I'm lucky enough to be in a stage 2 NBN area, I'm just hoping the incompetent twits can actually install it prior to the election, we've been waiting 6 weeks (without any updates despite repeated calls) for them to fix a collapsed conduit from the pit to our house.  It's pretty bad when you're getting better service from Telstra than NBN Co & their army of subcontractors.
Title: Re: I'M ****ING TERRIFIED
Post by: Black Wolf on August 11, 2013, 11:09:49 pm
Hey Black Wolf, didn't Australia used to have a detention facility for asylum seekers off the coast that was on Australian territory, or has it always been PNG?

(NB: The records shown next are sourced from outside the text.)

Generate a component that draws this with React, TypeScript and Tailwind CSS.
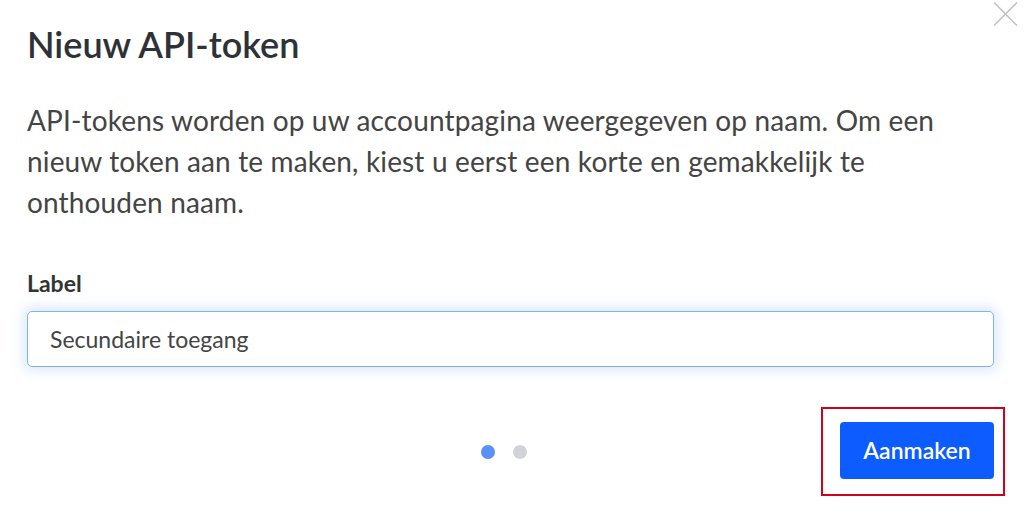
const App = () => {
  return (
    <div className="relative w-[1025px] h-[517px] bg-white font-['Lato',sans-serif] overflow-hidden">
      {/* close */}
      <button className="absolute left-[993px] top-[2px] w-[25px] h-[24px]">
        <svg viewBox="0 0 25 24" className="w-[25px] h-[24px]">
          <path
            d="M1 0.5 L24 23.5 M24 0.5 L1 23.5"
            stroke="#c2c2c2"
            strokeWidth="1.6"
            fill="none"
          />
        </svg>
      </button>

      <section className="pl-[27px] pr-[31px] pt-[22px]">
        <h1 className="text-[36px] leading-[44px] font-semibold text-[#2d3238]">
          Nieuw API-token
        </h1>

        <p className="mt-[34px] text-[28px] leading-[41px] tracking-[0.15px] text-[#444]">
          API-tokens worden op uw accountpagina weergegeven op naam. Om een
          nieuw token aan te maken, kiest u eerst een korte en gemakkelijk te
          onthouden naam.
        </p>

        <label className="block mt-[46px] text-[23px] leading-[28px] font-bold text-[#333]">
          Label
        </label>
        <input
          type="text"
          defaultValue="Secundaire toegang"
          className="mt-[14px] w-[967px] h-[56px] px-[22px] rounded-[5px] border border-[#7fb4ee] bg-white text-[23px] text-[#444] outline-none shadow-[0_0_12px_4px_rgba(120,170,240,0.25)]"
        />

        <div className="flex items-center mt-[40px] h-[89px]">
          <div className="flex gap-[18px] ml-[454px]">
            <span className="w-[14px] h-[14px] rounded-full bg-[#5b8ff9]" />
            <span className="w-[14px] h-[14px] rounded-full bg-[#d1d3d9]" />
          </div>
          <div className="ml-auto mr-[-11px] h-[89px] border-2 border-[#d0021b] pl-[17px] pr-[9px] pt-[13px]">
            <button className="w-[154px] h-[57px] rounded-[4px] bg-[#0c5cff] text-white text-[23px] font-semibold">
              Aanmaken
            </button>
          </div>
        </div>
      </section>
    </div>
  );
};

export default App;
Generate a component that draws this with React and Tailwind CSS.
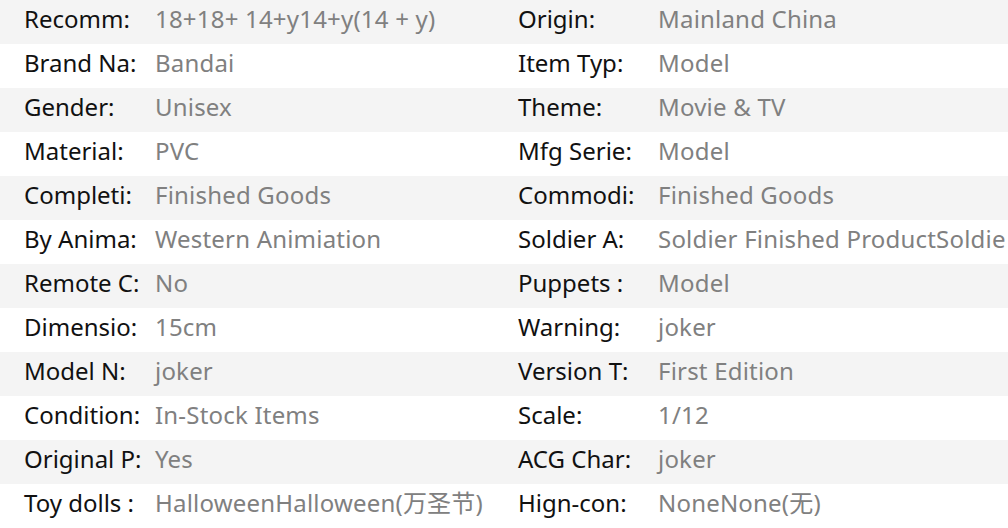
export default function App() {
  const rows = [
    ["Recomm:", "18+18+ 14+y14+y(14 + y)", "Origin:", "Mainland China"],
    ["Brand Na:", "Bandai", "Item Typ:", "Model"],
    ["Gender:", "Unisex", "Theme:", "Movie & TV"],
    ["Material:", "PVC", "Mfg Serie:", "Model"],
    ["Completi:", "Finished Goods", "Commodi:", "Finished Goods"],
    ["By Anima:", "Western Animiation", "Soldier A:", "Soldier Finished ProductSoldie"],
    ["Remote C:", "No", "Puppets :", "Model"],
    ["Dimensio:", "15cm", "Warning:", "joker"],
    ["Model N:", "joker", "Version T:", "First Edition"],
    ["Condition:", "In-Stock Items", "Scale:", "1/12"],
    ["Original P:", "Yes", "ACG Char:", "joker"],
    ["Toy dolls :", "HalloweenHalloween(万圣节)", "Hign-con:", "NoneNone(无)"],
  ];
  return (
    <div
      className="w-[1008px] h-[528px] overflow-hidden bg-white text-[24px] leading-[32px]"
      style={{ fontFamily: '"Noto Sans", "Noto Sans CJK SC", sans-serif' }}
    >
      {rows.map((r, i) => (
        <div
          key={i}
          className={`flex h-[44px] items-center pb-[6px] whitespace-nowrap ${i % 2 === 0 ? "bg-[#f4f4f4]" : "bg-white"}`}
        >
          <div className="flex w-[494px] shrink-0 pl-[24px] overflow-hidden">
            <span className="w-[131px] shrink-0 text-[#111]">{r[0]}</span>
            <span className="text-[#808080] tracking-[0.2px]">{r[1]}</span>
          </div>
          <div className="flex flex-1 pl-[24px] overflow-hidden">
            <span className="w-[140px] shrink-0 text-[#111]">{r[2]}</span>
            <span className="text-[#808080] tracking-[0.2px]">{r[3]}</span>
          </div>
        </div>
      ))}
    </div>
  );
}
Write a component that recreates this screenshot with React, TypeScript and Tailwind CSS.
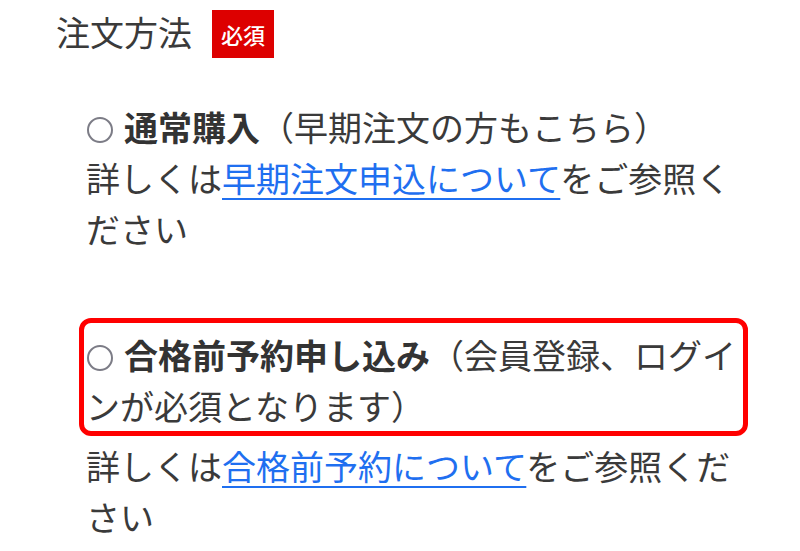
const font = {
  fontFamily: '"Noto Sans CJK JP", "Noto Sans", sans-serif',
};

function Radio() {
  // thin grey radio circle, sits in front of the label
  return (
    <span className="inline-block align-middle -mt-[4px] ml-[1px] mr-[11px] h-[26px] w-[26px] rounded-full border-[2px] border-[#7c7c86]" />
  );
}

export default function App() {
  return (
    <div
      className="w-[800px] h-[551px] overflow-hidden bg-white text-[#3a3a3a] text-[34px] leading-[51px]"
      style={font}
    >
      {/* heading */}
      <div className="flex items-center h-[48px] mt-[10px] pl-[56px]">
        <span className="leading-none -mt-[4px]">注文方法</span>
        <span className="ml-[20px] flex h-[48px] w-[62px] items-center justify-center bg-[#dd0000] text-[22px] font-medium leading-none text-white">
          必須
        </span>
      </div>

      <div className="ml-[86px] w-[660px]">
        {/* option 1 */}
        <div className="mt-[43px]">
          <p>
            <Radio />
            <b className="font-bold text-[#333]">通常購入</b>
            （早期注文の方もこちら）
          </p>
          <p>
            詳しくは
            <a href="#" className="text-[#1f6ff0] underline underline-offset-[6px] decoration-[2px]">
              早期注文申込について
            </a>
            をご参照ください
          </p>
        </div>

        {/* option 2 (highlighted) */}
        <div className="mt-[64px] -ml-[7px] w-[669px] rounded-[12px] border-[5px] border-[#ff0000] pl-[2px] pt-[6px]">
          <p>
            <Radio />
            <b className="font-bold text-[#333]">合格前予約申し込み</b>
            （会員登録、ログインが必須となります）
          </p>
        </div>
        <p className="mt-[4px]">
          詳しくは
          <a href="#" className="text-[#1f6ff0] underline underline-offset-[6px] decoration-[2px]">
            合格前予約について
          </a>
          をご参照ください
        </p>
      </div>
    </div>
  );
}
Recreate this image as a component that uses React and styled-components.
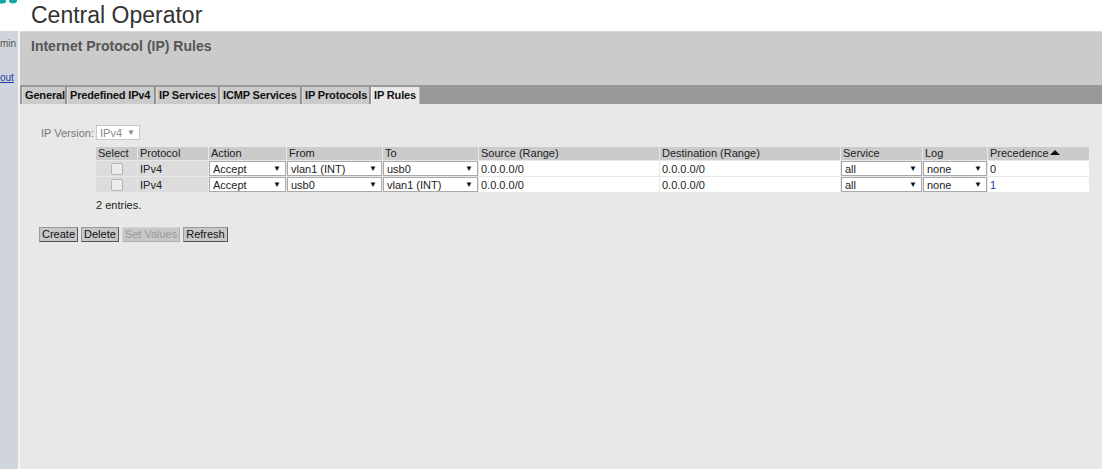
import React from "react";
import styled, { createGlobalStyle } from "styled-components";

const Global = createGlobalStyle`
  html, body { margin: 0; padding: 0; background: #fff; }
  body { font-family: "Liberation Sans", Arial, sans-serif; font-size: 11px; color: #333; }
`;

const Page = styled.div`
  display: flex;
  flex-direction: column;
  height: 469px;
  overflow: hidden;
`;

const Header = styled.div`
  position: relative;
  height: 31px;
  flex: none;
  background: #fff;
  display: flex;
  align-items: flex-start;
`;

const Logo = styled.svg`
  position: absolute;
  left: 0;
  top: 0;
`;

const AppTitle = styled.div`
  margin-left: 31px;
  margin-top: 2px;
  font-size: 23px;
  line-height: 26px;
  color: #333;
`;

const Body = styled.div`
  flex: 1;
  display: flex;
  min-height: 0;
`;

const Sidebar = styled.div`
  width: 18px;
  flex: none;
  background: #d0d4dd;
  border-right: 2px solid #f4f4f6;
  display: flex;
  flex-direction: column;
  align-items: flex-start;
  padding-top: 7px;
`;

const SideText = styled.span`
  white-space: nowrap;
  font-size: 10px;
  color: ${(p) => (p.$link ? "#1a3ea8" : "#555")};
  text-decoration: ${(p) => (p.$link ? "underline" : "none")};
  margin-top: ${(p) => p.$mt || 0}px;
  line-height: 12px;
`;

const Main = styled.div`
  flex: 1;
  display: flex;
  flex-direction: column;
  background: #e8e8e8;
  min-width: 0;
`;

const TitleBar = styled.div`
  height: 54px;
  background: #cbcbcb;
  border-top: 1px solid #d8d8d8;
  box-sizing: border-box;
  padding: 6px 0 0 11px;
`;

const PageTitle = styled.h1`
  margin: 0;
  font-size: 14px;
  font-weight: bold;
  color: #555;
  line-height: 17px;
`;

const TabBar = styled.div`
  height: 19px;
  background: #999;
  display: flex;
  align-items: flex-end;
  padding-left: 2px;
  gap: 1px;
`;

const Tab = styled.div`
  height: 17px;
  width: ${(p) => p.$w}px;
  box-sizing: border-box;
  padding: 2px 0 0 2px;
  font-weight: bold;
  font-size: 11px;
  line-height: 13px;
  letter-spacing: -0.15px;
  color: #111;
  background: ${(p) => (p.$active ? "#e8e8e8" : "#cbcbcb")};
  border-left: 1px solid ${(p) => (p.$active ? "#f2f2f2" : "#dcdcdc")};
  border-right: 1px solid ${(p) => (p.$active ? "#bdbdbd" : "#8d8d8d")};
  white-space: nowrap;
  overflow: hidden;
`;

const Content = styled.div`
  flex: 1;
  padding: 21px 0 0 19px;
`;

const VersionRow = styled.div`
  display: flex;
  align-items: center;
  gap: 2px;
  height: 15px;
  margin-left: 2px;
`;

const Label = styled.span`
  color: #777;
  font-size: 11px;
`;

const Select = styled.div`
  box-sizing: border-box;
  height: 15px;
  width: ${(p) => p.$w}px;
  background: #fff;
  border: 1px solid ${(p) => (p.$disabled ? "#c8c8c8" : "#a9a9a9")};
  color: ${(p) => (p.$disabled ? "#888" : "#222")};
  display: flex;
  align-items: center;
  justify-content: space-between;
  padding: 0 4px 0 3px;
  font-size: 11px;
  white-space: nowrap;
`;

const Arrow = styled.span`
  font-size: 8px;
  color: ${(p) => (p.$disabled ? "#888" : "#111")};
`;

const Table = styled.table`
  margin: 6px 0 0 56px;
  border-collapse: separate;
  border-spacing: 1px;
  width: 995px;
  font-size: 11px;
`;

const Th = styled.th`
  background: #cbcbcb;
  font-weight: normal;
  text-align: left;
  padding: 0 2px;
  height: 13px;
  line-height: 13px;
  color: #222;
  width: ${(p) => p.$w}px;
  white-space: nowrap;
`;

const Td = styled.td`
  background: ${(p) => (p.$gray ? "#dcdcdc" : "#fff")};
  padding: ${(p) => (p.$tight ? "0" : "0 2px")};
  height: 15px;
  text-align: ${(p) => (p.$center ? "center" : "left")};
  color: ${(p) => p.$color || "#222"};
  white-space: nowrap;
  vertical-align: middle;
`;

const Check = styled.span`
  display: inline-block;
  width: 10px;
  height: 10px;
  border: 1px solid #b4b4b4;
  border-radius: 2px;
  background: #ececec;
  vertical-align: middle;
`;

const SortUp = styled.span`
  display: inline-block;
  width: 0;
  height: 0;
  border-left: 5px solid transparent;
  border-right: 5px solid transparent;
  border-bottom: 5px solid #111;
  margin-left: 1px;
  vertical-align: 2px;
`;

const Entries = styled.div`
  margin: 6px 0 0 57px;
  color: #222;
  line-height: 13px;
`;

const ButtonRow = styled.div`
  display: flex;
  gap: 3px;
  margin: 15px 0 0 0;
`;

const Button = styled.button`
  font-family: "Liberation Sans", Arial, sans-serif;
  font-size: 11px;
  height: 15px;
  padding: 0 2px;
  line-height: 11px;
  background: #c8c8c8;
  color: ${(p) => (p.disabled ? "#999" : "#111")};
  border: 1px solid;
  border-radius: 0;
  border-color: ${(p) => (p.disabled ? "#d6d6d6 #b0b0b0 #b0b0b0 #d6d6d6" : "#999 #555 #555 #999")};
`;

const tabs = [
  ["General", 44],
  ["Predefined IPv4", 88],
  ["IP Services", 63],
  ["ICMP Services", 81],
  ["IP Protocols", 68],
  ["IP Rules", 49],
];

const rows = [
  { action: "Accept", from: "vlan1 (INT)", to: "usb0", prec: "0", precColor: "#222" },
  { action: "Accept", from: "usb0", to: "vlan1 (INT)", prec: "1", precColor: "#1a3ea8" },
];

function Sel({ w, value }) {
  return (
    <Select $w={w}>
      <span>{value}</span>
      <Arrow>▼</Arrow>
    </Select>
  );
}

export default function App() {
  return (
    <Page>
      <Global />
      <Header>
        <Logo width="20" height="5" viewBox="0 0 20 5">
          <path d="M0 0 H6 V2 Q5 3.5 3 3.5 H0 Z" fill="#14a7a0" />
          <path d="M9 0 H17 V1.6 Q16 3.6 13 3.6 Q10 3.6 9 1.6 Z" fill="#14a7a0" />
        </Logo>
        <AppTitle>Central Operator</AppTitle>
      </Header>
      <Body>
        <Sidebar>
          <SideText>min</SideText>
          <SideText $link $mt={22}>out</SideText>
        </Sidebar>
        <Main>
          <TitleBar>
            <PageTitle>Internet Protocol (IP) Rules</PageTitle>
          </TitleBar>
          <TabBar>
            {tabs.map(([t, w]) => (
              <Tab key={t} $w={w} $active={t === "IP Rules"}>{t}</Tab>
            ))}
          </TabBar>
          <Content>
            <VersionRow>
              <Label>IP Version:</Label>
              <Select $w={44} $disabled>
                <span>IPv4</span>
                <Arrow $disabled>▼</Arrow>
              </Select>
            </VersionRow>
            <Table>
              <thead>
                <tr>
                  <Th $w={37}>Select</Th>
                  <Th $w={66}>Protocol</Th>
                  <Th $w={73}>Action</Th>
                  <Th $w={91}>From</Th>
                  <Th $w={91}>To</Th>
                  <Th $w={176}>Source (Range)</Th>
                  <Th $w={176}>Destination (Range)</Th>
                  <Th $w={77}>Service</Th>
                  <Th $w={60}>Log</Th>
                  <Th>Precedence<SortUp /></Th>
                </tr>
              </thead>
              <tbody>
                {rows.map((r, i) => (
                  <tr key={i}>
                    <Td $gray $center><Check /></Td>
                    <Td $gray>IPv4</Td>
                    <Td $tight><Sel w={77} value={r.action} /></Td>
                    <Td $tight><Sel w={95} value={r.from} /></Td>
                    <Td $tight><Sel w={95} value={r.to} /></Td>
                    <Td>0.0.0.0/0</Td>
                    <Td>0.0.0.0/0</Td>
                    <Td $tight><Sel w={81} value="all" /></Td>
                    <Td $tight><Sel w={64} value="none" /></Td>
                    <Td $color={r.precColor}>{r.prec}</Td>
                  </tr>
                ))}
              </tbody>
            </Table>
            <Entries>2 entries.</Entries>
            <ButtonRow>
              <Button>Create</Button>
              <Button>Delete</Button>
              <Button disabled>Set Values</Button>
              <Button>Refresh</Button>
            </ButtonRow>
          </Content>
        </Main>
      </Body>
    </Page>
  );
}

We have a bunch of detention centres all across the country, actually - it's complicated, but the Christmas Island facility niffiwan is talking about is a processing centre, where people go initially when their boats are intercepted. They're then transferred to a variety of other places depending on the policy (which seems to change constantly) of the government, for mandatory detention. For example, there's a detention centre in Nauru, but there're also detention centres all over mainland Australia (including a recently constructed one in my hometown).